* _What is needed_
For the data below, report only the number of lines containing the string "this".

* _Data shown_

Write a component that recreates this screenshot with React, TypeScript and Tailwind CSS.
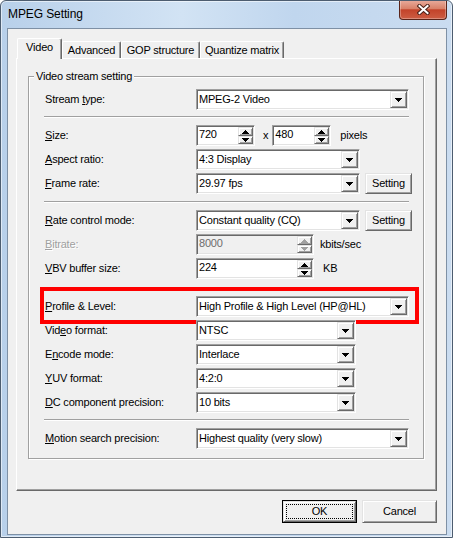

---

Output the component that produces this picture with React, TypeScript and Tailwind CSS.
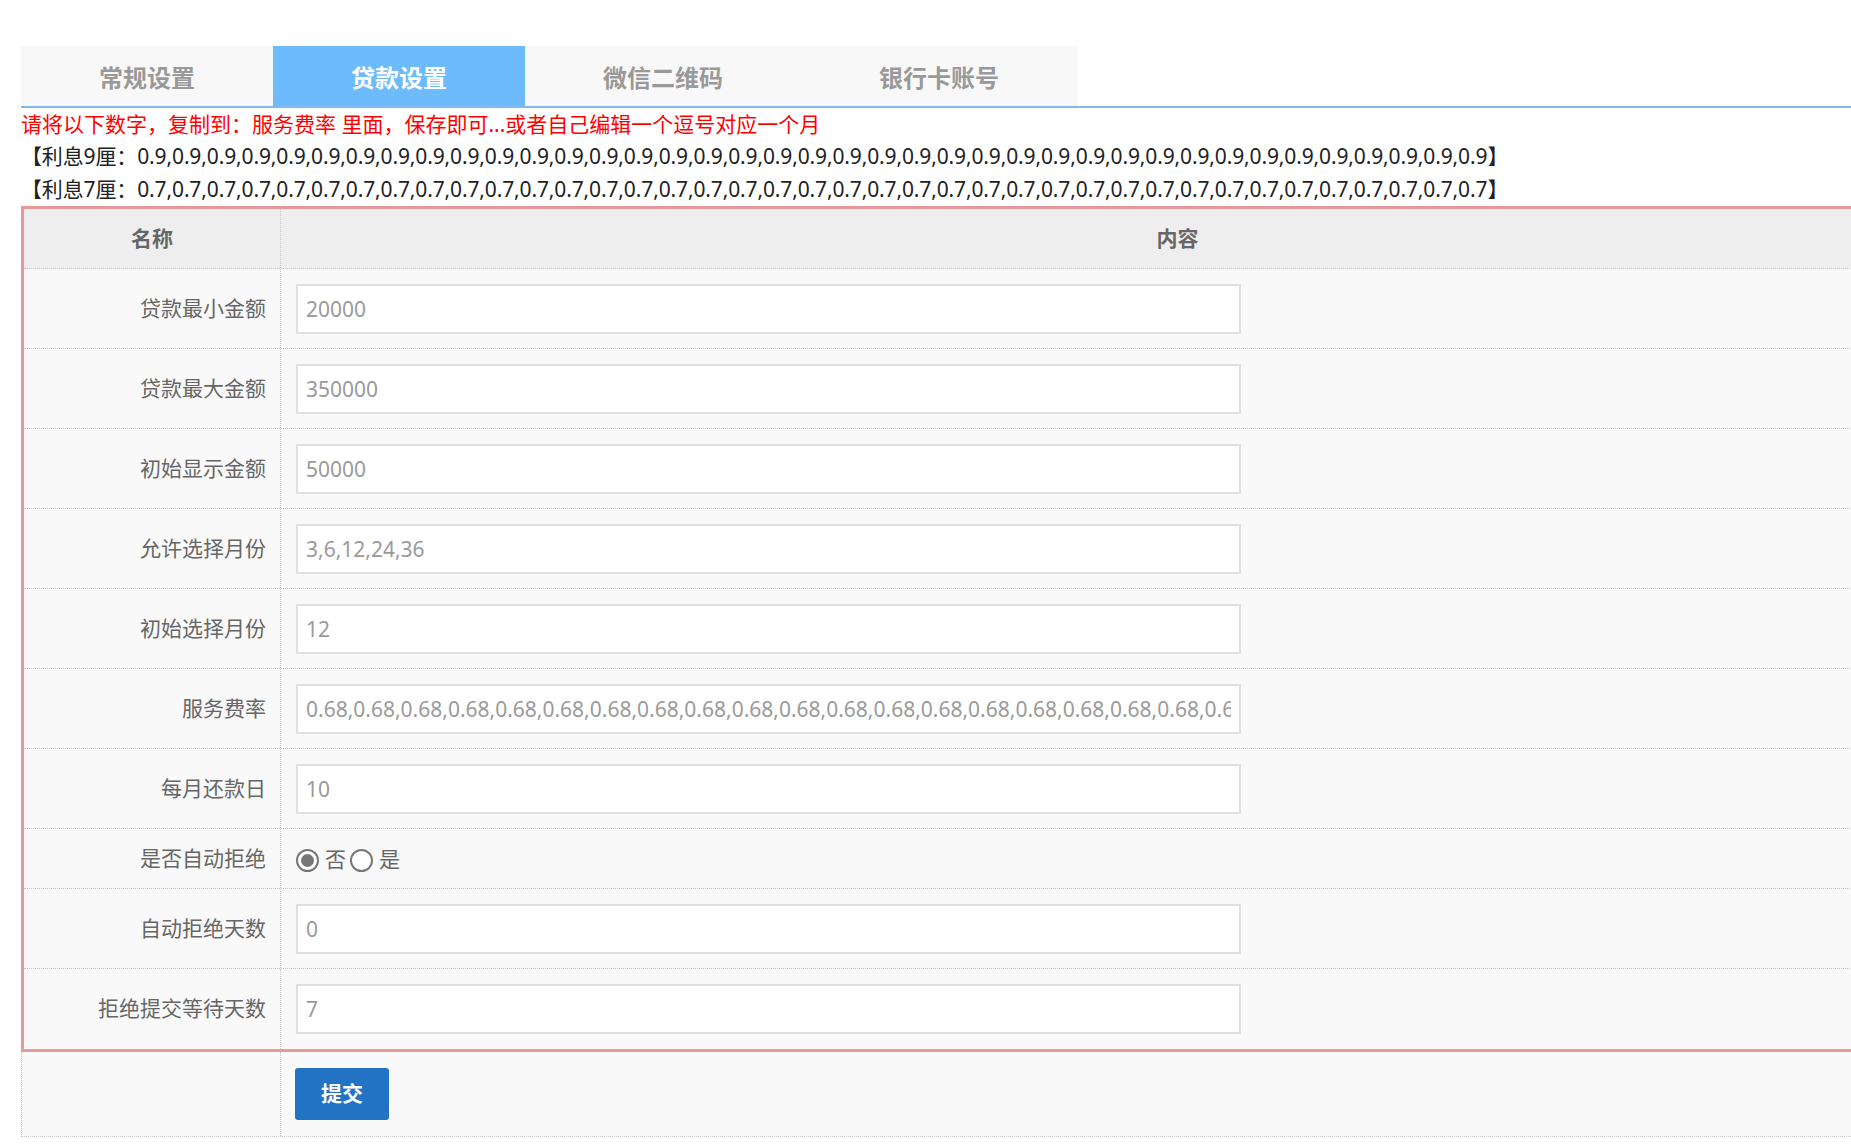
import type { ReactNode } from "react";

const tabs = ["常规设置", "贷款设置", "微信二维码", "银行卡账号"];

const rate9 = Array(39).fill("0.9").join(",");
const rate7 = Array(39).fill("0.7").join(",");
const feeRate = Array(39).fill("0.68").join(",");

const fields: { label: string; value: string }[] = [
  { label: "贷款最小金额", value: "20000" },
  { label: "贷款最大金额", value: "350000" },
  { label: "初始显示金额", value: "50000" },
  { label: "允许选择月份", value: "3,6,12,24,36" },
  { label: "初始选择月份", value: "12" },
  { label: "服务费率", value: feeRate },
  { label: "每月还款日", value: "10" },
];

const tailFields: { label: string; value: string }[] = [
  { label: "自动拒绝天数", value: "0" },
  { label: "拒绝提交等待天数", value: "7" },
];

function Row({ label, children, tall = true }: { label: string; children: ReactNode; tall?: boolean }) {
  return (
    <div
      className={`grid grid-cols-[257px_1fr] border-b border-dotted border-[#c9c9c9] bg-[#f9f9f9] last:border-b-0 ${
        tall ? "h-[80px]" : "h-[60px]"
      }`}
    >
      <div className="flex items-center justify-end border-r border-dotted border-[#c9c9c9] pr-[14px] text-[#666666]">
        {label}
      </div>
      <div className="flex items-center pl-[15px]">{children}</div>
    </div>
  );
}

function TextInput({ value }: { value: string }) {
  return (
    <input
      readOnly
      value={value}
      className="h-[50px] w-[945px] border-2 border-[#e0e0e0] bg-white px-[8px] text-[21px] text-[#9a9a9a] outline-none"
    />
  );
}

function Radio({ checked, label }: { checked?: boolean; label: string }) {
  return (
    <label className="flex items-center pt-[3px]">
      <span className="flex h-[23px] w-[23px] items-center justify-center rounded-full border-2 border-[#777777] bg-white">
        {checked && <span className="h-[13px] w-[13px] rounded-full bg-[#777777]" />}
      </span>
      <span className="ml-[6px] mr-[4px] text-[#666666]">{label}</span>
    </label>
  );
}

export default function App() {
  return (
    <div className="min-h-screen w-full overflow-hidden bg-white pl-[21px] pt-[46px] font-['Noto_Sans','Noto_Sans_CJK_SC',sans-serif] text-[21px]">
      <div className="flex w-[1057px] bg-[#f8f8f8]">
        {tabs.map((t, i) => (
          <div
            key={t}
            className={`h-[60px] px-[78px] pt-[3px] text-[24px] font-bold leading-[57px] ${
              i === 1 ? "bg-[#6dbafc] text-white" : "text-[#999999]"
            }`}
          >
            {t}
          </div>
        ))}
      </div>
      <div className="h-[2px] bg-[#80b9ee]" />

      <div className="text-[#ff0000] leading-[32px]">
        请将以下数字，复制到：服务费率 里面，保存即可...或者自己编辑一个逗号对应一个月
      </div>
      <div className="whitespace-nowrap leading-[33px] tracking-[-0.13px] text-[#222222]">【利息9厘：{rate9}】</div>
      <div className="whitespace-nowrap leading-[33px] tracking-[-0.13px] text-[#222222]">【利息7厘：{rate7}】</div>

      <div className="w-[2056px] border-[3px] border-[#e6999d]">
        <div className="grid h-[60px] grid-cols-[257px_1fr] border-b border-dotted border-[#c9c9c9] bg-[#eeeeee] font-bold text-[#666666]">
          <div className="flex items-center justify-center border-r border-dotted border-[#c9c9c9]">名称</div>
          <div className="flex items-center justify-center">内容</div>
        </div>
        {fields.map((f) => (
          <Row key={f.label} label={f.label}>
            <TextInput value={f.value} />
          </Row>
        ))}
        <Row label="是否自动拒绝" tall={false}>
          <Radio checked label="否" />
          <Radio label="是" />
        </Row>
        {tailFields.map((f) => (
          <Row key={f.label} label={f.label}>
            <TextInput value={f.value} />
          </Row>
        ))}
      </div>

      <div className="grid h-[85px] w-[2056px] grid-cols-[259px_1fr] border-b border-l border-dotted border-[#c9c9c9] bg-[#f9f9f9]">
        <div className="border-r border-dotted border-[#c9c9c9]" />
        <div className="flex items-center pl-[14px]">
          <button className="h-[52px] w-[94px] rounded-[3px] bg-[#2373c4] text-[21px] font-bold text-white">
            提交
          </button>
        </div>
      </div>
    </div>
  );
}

* _Full solution_
2